With more than 60 per cent of votes counted in Tuesday’s Democratic primary, Janeese Lewis George was holding just above 50 per cent, with her main rival, former city council member Kenyan McDuffie, on 36 per cent. Because DC’s voter base is overwhelmingly Democratic — Kamala Harris won 90.3 per cent of the presidential vote there in 2024 compared to Trump’s 6.5 per cent — whoever wins the Democratic primary is effectively guaranteed to become the city’s next mayor. The last Republican to hold the post was Sayles Jenks Bowen, who served from 1868 to 1870, when the party was still associated with Abraham Lincoln.
Trump made no secret of his displeasure at the prospect of a Lewis George victory. “I wouldn’t like it,” he told reporters in the Oval Office on Thursday. “Maybe we take back Washington and run it on a federal basis. We won’t put up with it.” Lewis George, speaking to supporters at the Howard Theatre on U Street — part of the historic neighbourhood known as “Black Broadway” — fired back without naming the president directly. “If there was ever any doubt, let it now be laid to rest.
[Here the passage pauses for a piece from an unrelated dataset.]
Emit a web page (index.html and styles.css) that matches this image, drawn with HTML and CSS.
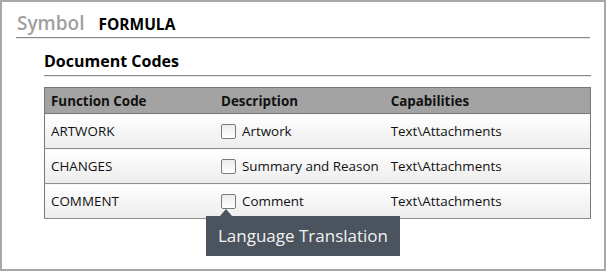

It is the people of DC who elect the mayor of DC,” she said to cheers.
The contest offered DC Democrats a clear ideological choice: back Lewis George, cast in the mould of New York City’s Zohran Mamdani and representing the democratic socialist wing of the party, or support McDuffie, a more moderate figure backed by business and restaurant leaders who had spent several years as an independent before re-registering as a Democrat to mount his run. They chose to take the more confrontational path.
If Lewis George holds above 50 per cent, she wins the primary outright. Should she dip below, DC’s newly implemented ranked-choice voting system will redistribute votes from less popular candidates, though she remains in a strong position regardless. Mail-in ballots postmarked by election day are still being counted, which delayed results for hours after polls closed at 8pm on Tuesday.
Any move by Trump to strip DC of its self-governance would require an act of Congress. The District of Columbia Home Rule Act of 1973 gives DC residents the right to elect a mayor and city council, but because DC is a federal district rather than a state, its residents have no representation in Congress, and Congress retains ultimate authority over local laws and the DC budget. Republicans have historically used that power to intervene on issues including abortion funding, marijuana legalisation and gun restrictions.
A DC statehood movement has grown in response, with a Democrat-led House passing a statehood bill in 2021, though it stalled in the Senate amid widespread Republican opposition — largely because statehood would all but guarantee two Democratic senators and a Democratic House member.
Outgoing mayor Muriel Bowser, who served three terms and chose not to seek a fourth, navigated a delicate relationship with the Trump administration during its second term, making concessions including paving over the large Black Lives Matter street mural on 16th Street directly in front of the White House, and praising anti-crime initiatives while criticising immigration enforcement operations. Lewis George is unlikely to take the same accommodating approach.